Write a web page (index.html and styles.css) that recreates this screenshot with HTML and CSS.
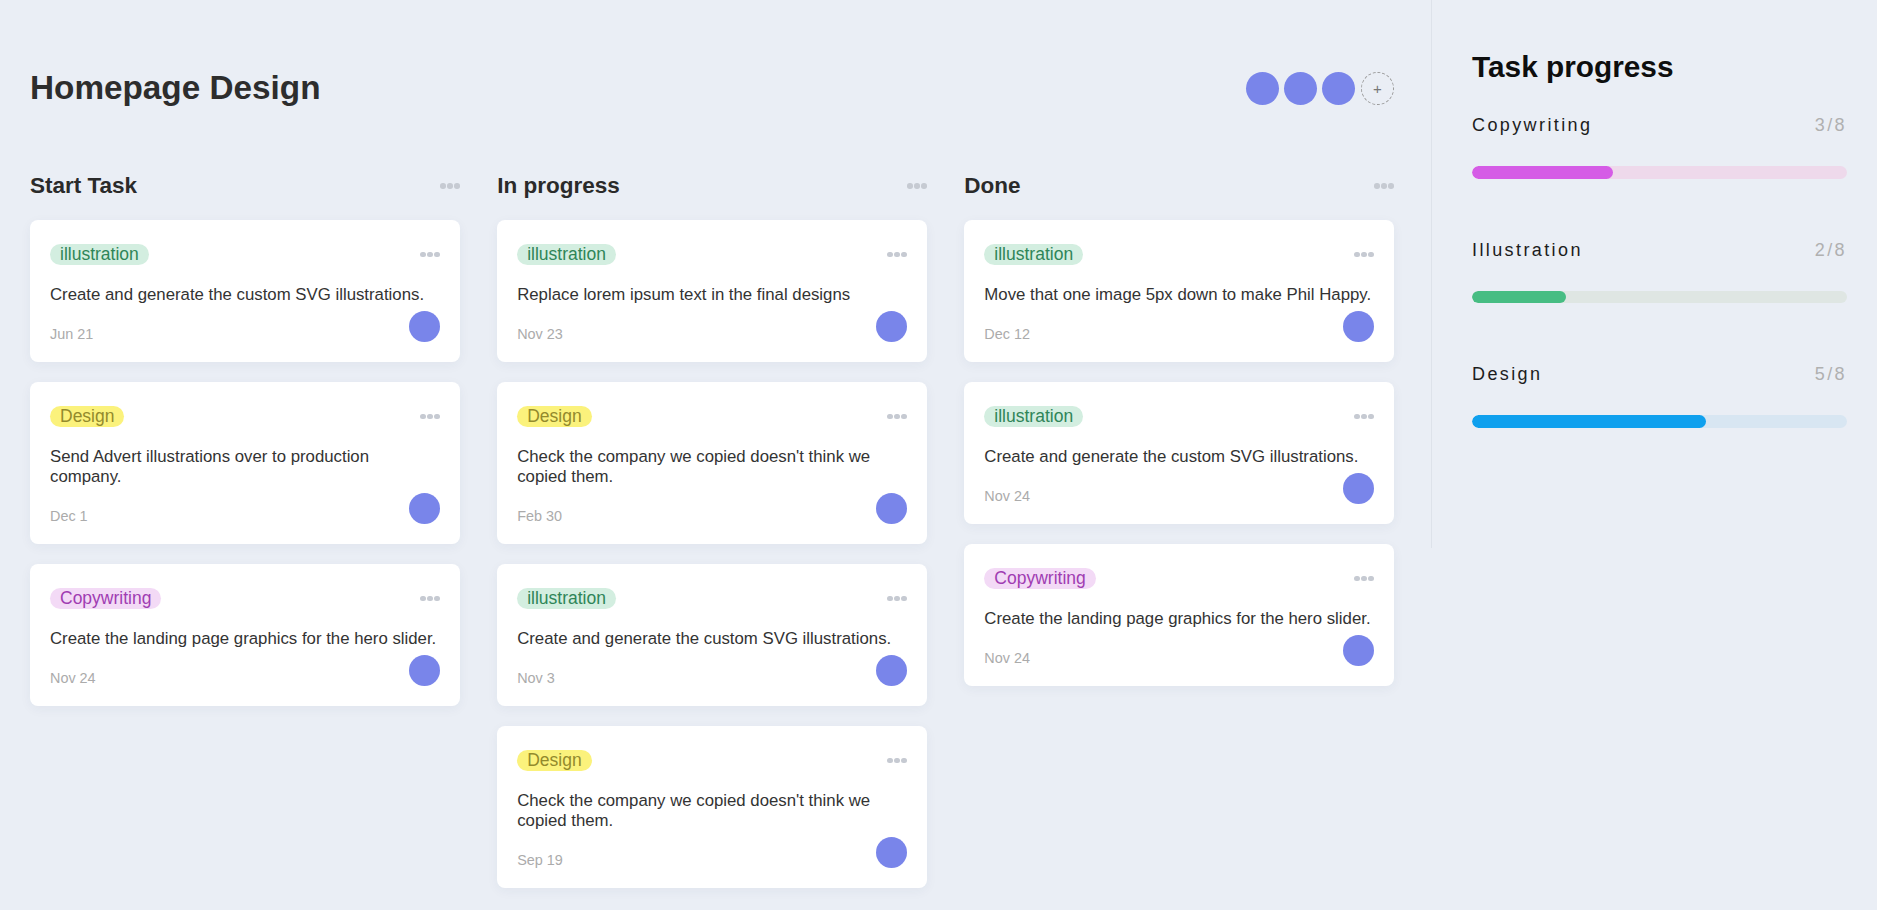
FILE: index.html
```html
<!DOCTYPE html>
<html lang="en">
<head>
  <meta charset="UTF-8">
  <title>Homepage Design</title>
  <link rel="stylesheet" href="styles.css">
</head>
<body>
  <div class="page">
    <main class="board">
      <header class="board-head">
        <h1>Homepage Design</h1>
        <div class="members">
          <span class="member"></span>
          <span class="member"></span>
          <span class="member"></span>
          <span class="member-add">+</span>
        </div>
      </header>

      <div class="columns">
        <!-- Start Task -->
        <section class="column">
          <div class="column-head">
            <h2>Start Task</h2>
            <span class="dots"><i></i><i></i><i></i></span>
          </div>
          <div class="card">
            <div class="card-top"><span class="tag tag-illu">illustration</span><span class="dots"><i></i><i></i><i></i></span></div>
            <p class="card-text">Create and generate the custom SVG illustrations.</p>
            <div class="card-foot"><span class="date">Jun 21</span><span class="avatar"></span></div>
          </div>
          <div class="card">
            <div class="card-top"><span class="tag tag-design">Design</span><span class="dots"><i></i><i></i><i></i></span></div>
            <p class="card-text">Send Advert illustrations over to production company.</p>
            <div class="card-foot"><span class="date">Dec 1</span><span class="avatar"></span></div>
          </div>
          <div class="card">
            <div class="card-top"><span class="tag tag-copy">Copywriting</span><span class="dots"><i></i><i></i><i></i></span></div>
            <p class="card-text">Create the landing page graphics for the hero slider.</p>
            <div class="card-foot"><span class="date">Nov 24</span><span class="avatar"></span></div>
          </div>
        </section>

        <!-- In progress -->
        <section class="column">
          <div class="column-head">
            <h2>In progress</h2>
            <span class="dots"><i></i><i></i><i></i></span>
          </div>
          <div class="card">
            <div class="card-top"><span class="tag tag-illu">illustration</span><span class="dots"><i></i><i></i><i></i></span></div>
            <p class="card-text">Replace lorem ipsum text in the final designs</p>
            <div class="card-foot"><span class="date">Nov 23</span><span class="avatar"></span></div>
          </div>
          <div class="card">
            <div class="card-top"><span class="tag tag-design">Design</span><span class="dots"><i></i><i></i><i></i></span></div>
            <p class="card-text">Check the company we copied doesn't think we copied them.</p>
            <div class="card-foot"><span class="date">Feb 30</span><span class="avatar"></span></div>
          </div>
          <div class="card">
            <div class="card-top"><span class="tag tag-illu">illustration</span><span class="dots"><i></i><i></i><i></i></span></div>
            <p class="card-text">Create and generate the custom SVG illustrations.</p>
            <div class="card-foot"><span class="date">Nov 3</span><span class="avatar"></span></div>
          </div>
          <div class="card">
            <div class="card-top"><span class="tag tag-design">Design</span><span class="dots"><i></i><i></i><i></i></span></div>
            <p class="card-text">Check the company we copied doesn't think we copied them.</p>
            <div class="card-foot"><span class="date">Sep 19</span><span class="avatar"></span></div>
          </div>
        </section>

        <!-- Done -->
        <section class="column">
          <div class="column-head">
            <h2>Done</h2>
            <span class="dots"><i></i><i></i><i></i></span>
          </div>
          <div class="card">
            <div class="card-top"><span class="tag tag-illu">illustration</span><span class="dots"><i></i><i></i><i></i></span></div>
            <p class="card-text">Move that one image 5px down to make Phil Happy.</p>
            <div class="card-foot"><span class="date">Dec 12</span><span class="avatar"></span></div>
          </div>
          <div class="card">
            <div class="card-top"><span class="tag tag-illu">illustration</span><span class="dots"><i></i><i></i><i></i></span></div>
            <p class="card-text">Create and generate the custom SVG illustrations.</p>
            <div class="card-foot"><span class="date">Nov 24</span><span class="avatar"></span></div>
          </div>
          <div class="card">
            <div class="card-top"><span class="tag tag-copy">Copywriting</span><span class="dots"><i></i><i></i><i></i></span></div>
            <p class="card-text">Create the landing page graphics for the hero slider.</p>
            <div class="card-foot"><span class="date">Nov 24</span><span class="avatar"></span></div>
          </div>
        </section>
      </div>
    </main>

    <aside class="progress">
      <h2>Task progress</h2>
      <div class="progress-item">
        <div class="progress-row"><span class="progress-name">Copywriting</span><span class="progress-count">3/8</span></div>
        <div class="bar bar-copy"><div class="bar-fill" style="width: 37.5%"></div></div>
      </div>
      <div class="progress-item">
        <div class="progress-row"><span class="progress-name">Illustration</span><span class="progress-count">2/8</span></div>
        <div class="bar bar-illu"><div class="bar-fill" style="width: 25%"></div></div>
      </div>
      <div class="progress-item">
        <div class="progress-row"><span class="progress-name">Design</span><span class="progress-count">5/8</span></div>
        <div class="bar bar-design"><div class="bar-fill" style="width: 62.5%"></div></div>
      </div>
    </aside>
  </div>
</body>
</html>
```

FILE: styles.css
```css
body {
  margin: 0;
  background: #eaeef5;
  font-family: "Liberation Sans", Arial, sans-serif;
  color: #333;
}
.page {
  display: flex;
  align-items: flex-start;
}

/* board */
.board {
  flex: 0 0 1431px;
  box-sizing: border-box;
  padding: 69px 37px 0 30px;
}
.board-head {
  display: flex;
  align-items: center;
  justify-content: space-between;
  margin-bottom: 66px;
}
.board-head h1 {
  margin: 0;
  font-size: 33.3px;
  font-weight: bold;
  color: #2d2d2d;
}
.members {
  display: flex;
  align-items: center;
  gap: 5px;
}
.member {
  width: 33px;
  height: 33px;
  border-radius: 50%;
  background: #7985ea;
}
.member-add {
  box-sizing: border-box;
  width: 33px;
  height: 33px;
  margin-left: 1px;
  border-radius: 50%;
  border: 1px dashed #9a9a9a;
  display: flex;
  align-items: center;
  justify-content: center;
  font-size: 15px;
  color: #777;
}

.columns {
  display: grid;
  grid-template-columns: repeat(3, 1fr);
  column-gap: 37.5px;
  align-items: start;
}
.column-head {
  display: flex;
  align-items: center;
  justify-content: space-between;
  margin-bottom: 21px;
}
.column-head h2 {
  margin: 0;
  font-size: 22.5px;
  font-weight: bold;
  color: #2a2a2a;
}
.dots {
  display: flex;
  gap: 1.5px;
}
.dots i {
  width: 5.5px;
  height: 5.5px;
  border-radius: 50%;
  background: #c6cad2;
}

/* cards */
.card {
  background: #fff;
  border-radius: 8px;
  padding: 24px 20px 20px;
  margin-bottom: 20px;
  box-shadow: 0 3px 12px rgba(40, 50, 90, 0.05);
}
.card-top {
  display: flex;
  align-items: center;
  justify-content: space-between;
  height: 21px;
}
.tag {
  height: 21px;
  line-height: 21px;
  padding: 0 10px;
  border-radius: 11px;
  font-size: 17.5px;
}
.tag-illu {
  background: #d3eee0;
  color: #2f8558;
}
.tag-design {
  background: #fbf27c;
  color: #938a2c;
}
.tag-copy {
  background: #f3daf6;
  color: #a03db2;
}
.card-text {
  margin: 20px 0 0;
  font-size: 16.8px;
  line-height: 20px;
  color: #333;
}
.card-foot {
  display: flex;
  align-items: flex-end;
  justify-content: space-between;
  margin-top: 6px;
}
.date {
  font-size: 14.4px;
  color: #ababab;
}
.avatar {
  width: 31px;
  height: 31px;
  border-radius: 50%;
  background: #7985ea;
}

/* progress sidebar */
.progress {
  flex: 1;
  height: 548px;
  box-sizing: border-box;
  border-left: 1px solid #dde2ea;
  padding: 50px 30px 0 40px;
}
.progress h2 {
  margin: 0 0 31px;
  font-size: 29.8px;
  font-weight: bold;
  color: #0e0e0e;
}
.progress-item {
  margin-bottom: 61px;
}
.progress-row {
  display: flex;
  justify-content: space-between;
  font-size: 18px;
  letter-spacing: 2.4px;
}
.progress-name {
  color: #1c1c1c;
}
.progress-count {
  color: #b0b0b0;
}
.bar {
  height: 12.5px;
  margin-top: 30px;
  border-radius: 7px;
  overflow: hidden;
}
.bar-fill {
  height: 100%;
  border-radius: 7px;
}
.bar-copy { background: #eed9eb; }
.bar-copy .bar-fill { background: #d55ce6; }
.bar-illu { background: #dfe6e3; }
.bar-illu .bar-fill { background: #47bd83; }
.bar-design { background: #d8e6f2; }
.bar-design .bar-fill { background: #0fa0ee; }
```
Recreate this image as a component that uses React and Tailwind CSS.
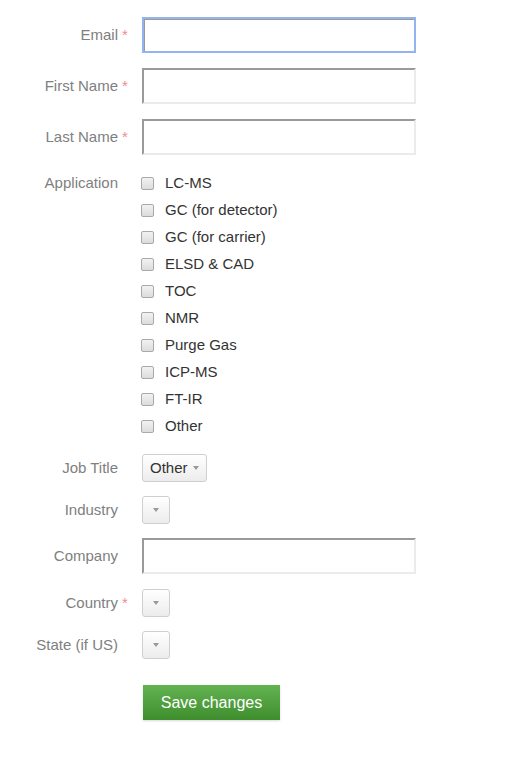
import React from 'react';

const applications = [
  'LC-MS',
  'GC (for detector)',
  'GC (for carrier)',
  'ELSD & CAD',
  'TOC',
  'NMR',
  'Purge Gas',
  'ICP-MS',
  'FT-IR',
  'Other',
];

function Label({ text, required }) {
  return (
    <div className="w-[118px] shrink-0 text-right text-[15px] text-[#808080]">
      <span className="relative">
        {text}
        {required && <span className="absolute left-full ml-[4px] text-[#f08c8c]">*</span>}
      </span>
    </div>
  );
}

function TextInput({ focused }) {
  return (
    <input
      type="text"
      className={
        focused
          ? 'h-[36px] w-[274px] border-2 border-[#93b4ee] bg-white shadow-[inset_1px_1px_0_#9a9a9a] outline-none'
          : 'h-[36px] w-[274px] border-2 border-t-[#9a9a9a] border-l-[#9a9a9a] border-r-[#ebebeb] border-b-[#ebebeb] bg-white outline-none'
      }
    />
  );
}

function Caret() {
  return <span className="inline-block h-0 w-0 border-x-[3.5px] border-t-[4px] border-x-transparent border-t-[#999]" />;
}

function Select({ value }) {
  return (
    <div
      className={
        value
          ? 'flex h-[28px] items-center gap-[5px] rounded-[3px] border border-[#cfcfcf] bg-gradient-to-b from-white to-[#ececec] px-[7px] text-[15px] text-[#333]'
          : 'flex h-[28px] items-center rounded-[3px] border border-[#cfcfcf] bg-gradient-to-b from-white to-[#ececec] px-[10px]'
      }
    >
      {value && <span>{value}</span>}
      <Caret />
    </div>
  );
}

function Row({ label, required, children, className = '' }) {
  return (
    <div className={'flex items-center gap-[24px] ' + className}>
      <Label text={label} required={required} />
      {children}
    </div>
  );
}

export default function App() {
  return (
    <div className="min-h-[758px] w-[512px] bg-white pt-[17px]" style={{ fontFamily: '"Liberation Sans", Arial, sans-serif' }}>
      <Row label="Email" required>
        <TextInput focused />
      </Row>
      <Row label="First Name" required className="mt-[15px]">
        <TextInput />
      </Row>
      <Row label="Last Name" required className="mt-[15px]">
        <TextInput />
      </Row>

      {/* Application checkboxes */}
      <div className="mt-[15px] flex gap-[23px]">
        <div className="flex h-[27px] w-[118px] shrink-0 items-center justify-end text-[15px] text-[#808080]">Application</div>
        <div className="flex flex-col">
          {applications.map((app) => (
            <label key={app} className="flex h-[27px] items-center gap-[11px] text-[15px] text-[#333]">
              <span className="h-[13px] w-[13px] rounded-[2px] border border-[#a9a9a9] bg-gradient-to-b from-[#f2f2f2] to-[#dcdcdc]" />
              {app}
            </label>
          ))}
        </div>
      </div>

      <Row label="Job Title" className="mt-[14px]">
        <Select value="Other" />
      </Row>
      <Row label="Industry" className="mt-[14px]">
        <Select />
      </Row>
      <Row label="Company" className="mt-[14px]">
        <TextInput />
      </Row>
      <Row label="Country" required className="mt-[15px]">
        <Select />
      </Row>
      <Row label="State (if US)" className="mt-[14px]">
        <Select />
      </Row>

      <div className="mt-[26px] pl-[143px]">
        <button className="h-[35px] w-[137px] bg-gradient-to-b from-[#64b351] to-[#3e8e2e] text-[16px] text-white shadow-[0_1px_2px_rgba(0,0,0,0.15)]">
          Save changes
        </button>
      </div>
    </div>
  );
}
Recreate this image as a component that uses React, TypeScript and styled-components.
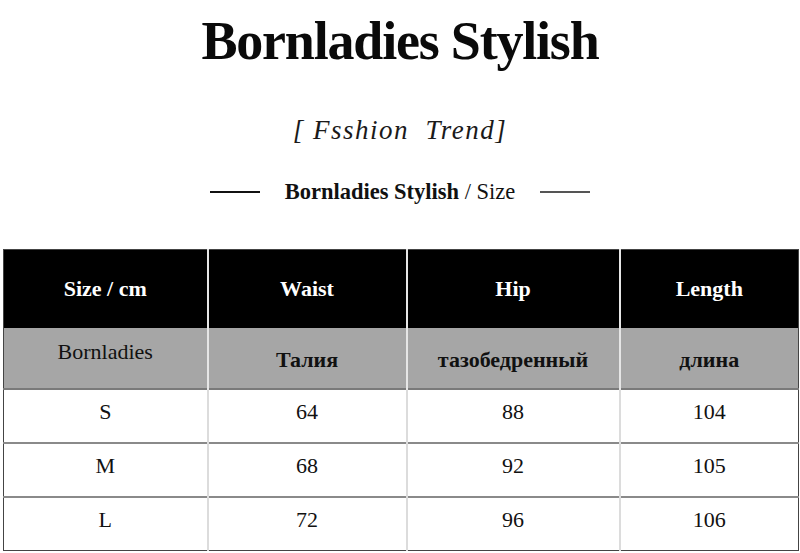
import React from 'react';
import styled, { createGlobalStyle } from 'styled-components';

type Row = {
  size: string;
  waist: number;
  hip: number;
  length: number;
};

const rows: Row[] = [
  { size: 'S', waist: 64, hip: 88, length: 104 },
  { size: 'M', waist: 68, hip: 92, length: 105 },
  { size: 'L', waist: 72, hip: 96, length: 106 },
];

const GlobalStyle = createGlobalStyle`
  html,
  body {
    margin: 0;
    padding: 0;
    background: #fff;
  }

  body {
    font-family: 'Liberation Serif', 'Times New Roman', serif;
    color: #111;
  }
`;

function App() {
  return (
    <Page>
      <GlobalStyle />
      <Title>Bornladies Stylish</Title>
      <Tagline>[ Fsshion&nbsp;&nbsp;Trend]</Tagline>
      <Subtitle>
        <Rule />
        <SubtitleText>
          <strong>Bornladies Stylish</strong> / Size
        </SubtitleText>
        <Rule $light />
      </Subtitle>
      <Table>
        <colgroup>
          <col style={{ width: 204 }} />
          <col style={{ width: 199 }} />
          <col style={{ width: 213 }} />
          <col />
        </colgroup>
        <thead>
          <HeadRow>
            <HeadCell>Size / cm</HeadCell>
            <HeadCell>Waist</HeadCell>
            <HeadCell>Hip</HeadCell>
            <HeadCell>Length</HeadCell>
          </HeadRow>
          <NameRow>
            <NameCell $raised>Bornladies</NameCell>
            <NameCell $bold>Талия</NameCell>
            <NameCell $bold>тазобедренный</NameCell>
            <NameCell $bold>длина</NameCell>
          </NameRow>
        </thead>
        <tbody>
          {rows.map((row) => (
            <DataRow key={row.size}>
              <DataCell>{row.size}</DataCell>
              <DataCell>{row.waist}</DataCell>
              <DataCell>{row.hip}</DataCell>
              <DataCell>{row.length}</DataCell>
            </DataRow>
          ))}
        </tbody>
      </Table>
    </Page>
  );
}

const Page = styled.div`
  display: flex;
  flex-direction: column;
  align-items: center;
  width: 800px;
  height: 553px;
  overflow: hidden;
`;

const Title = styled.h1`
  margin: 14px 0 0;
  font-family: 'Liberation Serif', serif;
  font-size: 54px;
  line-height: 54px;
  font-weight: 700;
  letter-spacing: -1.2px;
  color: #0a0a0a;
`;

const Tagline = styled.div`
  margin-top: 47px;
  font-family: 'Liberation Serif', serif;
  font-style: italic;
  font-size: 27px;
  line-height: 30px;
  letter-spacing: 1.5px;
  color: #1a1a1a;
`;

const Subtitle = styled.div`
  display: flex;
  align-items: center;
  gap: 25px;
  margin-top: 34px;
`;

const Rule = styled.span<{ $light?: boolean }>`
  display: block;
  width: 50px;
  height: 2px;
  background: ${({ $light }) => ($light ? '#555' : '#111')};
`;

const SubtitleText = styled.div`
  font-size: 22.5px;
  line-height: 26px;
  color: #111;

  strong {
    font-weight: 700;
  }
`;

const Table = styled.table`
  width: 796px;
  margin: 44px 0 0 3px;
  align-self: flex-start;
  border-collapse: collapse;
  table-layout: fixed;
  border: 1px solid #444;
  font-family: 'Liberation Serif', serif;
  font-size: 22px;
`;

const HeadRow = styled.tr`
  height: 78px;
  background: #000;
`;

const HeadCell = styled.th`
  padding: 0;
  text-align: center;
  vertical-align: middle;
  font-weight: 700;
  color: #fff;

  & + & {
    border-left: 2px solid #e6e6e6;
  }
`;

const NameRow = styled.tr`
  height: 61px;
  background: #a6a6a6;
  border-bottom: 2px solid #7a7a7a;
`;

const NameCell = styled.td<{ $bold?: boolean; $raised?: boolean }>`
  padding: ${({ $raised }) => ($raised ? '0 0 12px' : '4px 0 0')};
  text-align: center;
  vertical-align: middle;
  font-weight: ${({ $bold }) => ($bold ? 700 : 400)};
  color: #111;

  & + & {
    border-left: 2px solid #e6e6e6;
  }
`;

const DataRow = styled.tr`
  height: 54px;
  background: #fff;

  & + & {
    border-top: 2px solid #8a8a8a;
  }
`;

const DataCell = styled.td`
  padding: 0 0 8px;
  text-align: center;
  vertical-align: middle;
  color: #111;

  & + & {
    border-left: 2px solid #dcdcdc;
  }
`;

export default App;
# # # # # # #
● WHAT THE TASK REQUIRES: Pick out every line above that contains the word "components" and copy it.

● ANSWER TO THIS PROBLEM:
Recreate this image as a component that uses React, TypeScript and styled-components.
import styled, { createGlobalStyle } from 'styled-components';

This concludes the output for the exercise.